The old warhorse George Rogers Clark met the returning heroes first at his place across the river in Clarksville, Indiana, then escorted Lewis and Clark into Louisville, where they were decked out in new clothes at the general store operated by Clark’s brother-in-law Dennis Fitzhugh. The people of the town burned bonfires and shot off cannons as the pair made their way north of town to Lucy’s home.
Locust Grove contained a ballroom on the second floor. But for the four days of the party, it was not used for dancing. Instead, William and Meriwether turned it into a museum, unpacking and displaying “Mandan robes, fleeces of the mountain goat, Clatsop hats, buffalo horns, and Indian baskets, Captain Clark’s ‘tiger-cut coat,’ Indian curios, and skins of grizzly bears — each article suggestive of adventure.” Considering how many of Lewis & Clark’s artifacts have been lost over the years, this description is both exciting and heart-breaking. What I wouldn’t give to see that coat!
Lucy was famous for her hospitality and her family loyalty, and both were put to the test in 1809. George Rogers Clark, who had battled alcoholism most of his life, took a terrible fall in his cabin and burned his leg, which had to be amputated.
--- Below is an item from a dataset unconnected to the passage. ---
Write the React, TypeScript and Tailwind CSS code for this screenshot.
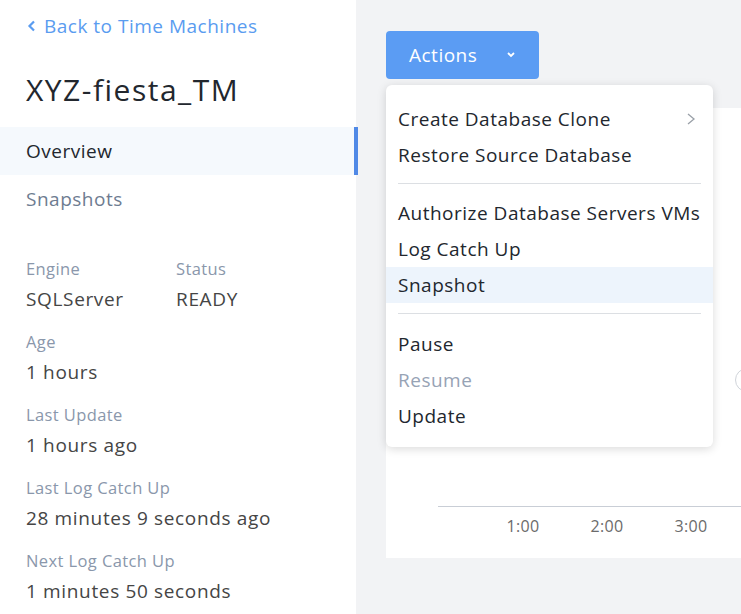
import React from "react";

const font = { fontFamily: "'Open Sans', Lato, sans-serif" };

function Field({ label, value }: { label: string; value: string }) {
  return (
    <div className="flex flex-col">
      <div className="h-[20px] leading-[20px] text-[16.5px] tracking-[0.4px] text-[#8a97ab]">{label}</div>
      <div className="mt-[9px] h-[22px] leading-[22px] text-[19px] tracking-[0.65px] text-[#454545]">{value}</div>
    </div>
  );
}

function Item({ children, active, disabled, sub }: { children: React.ReactNode; active?: boolean; disabled?: boolean; sub?: boolean }) {
  return (
    <div
      className={`flex h-[36px] items-center justify-between px-3 text-[19px] tracking-[0.5px] ${active ? "bg-[#edf4fc]" : ""} ${disabled ? "text-[#97a3b5]" : "text-[#22272e]"}`}
    >
      <span>{children}</span>
      {sub && (
        <svg width="10" height="14" viewBox="0 0 10 14" className="mr-[5px]">
          <path d="M2 2 L8 7 L2 12" fill="none" stroke="#9aa0a8" strokeWidth="1.3" />
        </svg>
      )}
    </div>
  );
}

function Divider({ mb }: { mb: string }) {
  return <div className={`mx-3 mt-[10px] h-px bg-[#dcdfe3] ${mb}`} />;
}

export default function App() {
  return (
    <div style={font} className="relative flex h-[614px] w-[741px] overflow-hidden bg-[#f2f3f5]">
      <aside className="flex w-[356px] shrink-0 flex-col bg-white">
        <div className="flex h-[52px] items-center pl-[27px] text-[19px] tracking-[0.5px] text-[#5a9cf0]">
          <svg width="10" height="12" viewBox="0 0 10 12" className="mr-[7px]">
            <path d="M7 1.5 L2.5 6 L7 10.5" fill="none" stroke="#5a9cf0" strokeWidth="2.2" />
          </svg>
          Back to Time Machines
        </div>
        <div className="flex h-[75px] items-center pl-[26px] text-[30px] tracking-[1.5px] text-[#22272e]">XYZ-fiesta_TM</div>
        <div className="relative flex h-[48px] items-center bg-[#f5f9fd] pl-[26px] text-[19px] tracking-[0.5px] text-[#22272e]">
          Overview
          <div className="absolute right-[-2px] top-0 h-full w-[4px] bg-[#5089e6]" />
        </div>
        <div className="flex h-[48px] items-center pl-[26px] text-[19px] tracking-[0.5px] text-[#6e7c91]">Snapshots</div>
        <div className="flex flex-col gap-[22px] pl-[26px] pt-[36px]">
          <div className="flex">
            <div className="w-[150px]">
              <Field label="Engine" value="SQLServer" />
            </div>
            <Field label="Status" value="READY" />
          </div>
          <Field label="Age" value="1 hours" />
          <Field label="Last Update" value="1 hours ago" />
          <Field label="Last Log Catch Up" value="28 minutes 9 seconds ago" />
          <Field label="Next Log Catch Up" value="1 minutes 50 seconds" />
        </div>
      </aside>
      <main className="relative flex flex-1 flex-col pl-[30px] pt-[31px]">
        <button className="flex h-[48px] w-[153px] items-center rounded-[4px] bg-[#5b9cf3] pl-[23px] text-[19px] tracking-[0.5px] text-white">
          <span>Actions</span>
          <svg width="10" height="8" viewBox="0 0 10 8" className="ml-[29px]">
            <path d="M2 2 L5 5 L8 2" fill="none" stroke="white" strokeWidth="1.8" />
          </svg>
        </button>
        <div className="relative mt-[29px] h-[450px] w-[400px] bg-white">
          <div className="absolute left-[52px] right-0 top-[398px] h-px bg-[#c9ced6]" />
          <div className="absolute left-[119px] top-[406px] flex gap-[48px] text-[16px] tracking-[0.3px] text-[#6b6b6b]">
            <span className="w-[36px] text-center">1:00</span>
            <span className="w-[36px] text-center">2:00</span>
            <span className="w-[36px] text-center">3:00</span>
          </div>
          <div className="absolute left-[349px] top-[260px] h-[24px] w-[24px] rounded-full border border-[#d0d4da]" />
        </div>
        <div className="absolute left-[30px] top-[85px] w-[327px] rounded-[6px] bg-white pb-[13px] pt-[16px] shadow-[0_2px_10px_rgba(0,0,0,0.15)]">
          <Item sub>Create Database Clone</Item>
          <Item>Restore Source Database</Item>
          <Divider mb="mb-[11px]" />
          <Item>Authorize Database Servers VMs</Item>
          <Item>Log Catch Up</Item>
          <Item active>Snapshot</Item>
          <Divider mb="mb-[12px]" />
          <Item>Pause</Item>
          <Item disabled>Resume</Item>
          <Item>Update</Item>
        </div>
      </main>
    </div>
  );
}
Clark also suffered a stroke. Unable to stay alone, he came to live at Locust Grove. Today, Locust Grove is restored to the period that General Clark lived there, and it is touching to see his downstairs bedroom, handmade wheelchair, and the porch where he passed his last years. Clark was anything but a good patient; apparently he was bitter, ill-tempered, and unpredictable. At least he was always cherished and protected by the fiercely loving Lucy.
George lived until 1818, long enough to see Lucy’s son George Croghan continue the family tradition by becoming one of the greatest heroes of the War of 1812. The old general’s death after so many miserable years may have come as something of a relief, but four years later, Lucy received the double blow of losing her youngest son and her beloved husband William in a malaria epidemic. Her sister Ann also died, along with her sister Fanny’s husband Dennis. Within the next few years, Fanny herself died. Lucy lost her son Nicholas at the age of 24, and began to face the sorrow that alcoholism was beginning to blight her son George’s life as thoroughly as it had his uncle’s.
To console themselves, Lucy, now 60, and Nicholas’s twin, Charles, decided to travel to Washington, D.C. visit friends and relatives. It was Lucy’s first trip out of Kentucky since arriving 41 years earlier. Lucy was invited to the White House by President Monroe, socialized with Dolley Madison, and was squired around town by Henry Clay. She enjoyed it so much that in 1833, she returned to Washington to attend the inauguration of Andrew Jackson, this time in the company of baby brother William (now 63 years old).
By 1835, at age 70, Lucy’s health had declined, and she could no longer climb stairs. She lived in a small room next to the kitchen in her last years, passing away in April 1838, just four months before her brother William. A “greatest generation” had passed from the scene.
The subject of a spectacular restoration in the 1960s, Locust Grove is probably the best of all the Clark family sites as a visitor experience. We had a nice picnic outside before starting our tour with a short film about George Rogers Clark and the house. The tour itself was one of the best house tours we’ve ever experienced. It was easy to get a sense of the family eating, talking, sleeping, and living in this genteel but informal place. After the tour, we looked at the family cemetery and the small museum, highlighted by a great quilled hunting shirt once owned by George Rogers Clark. Don’t miss the gift shop and book store here — excellent!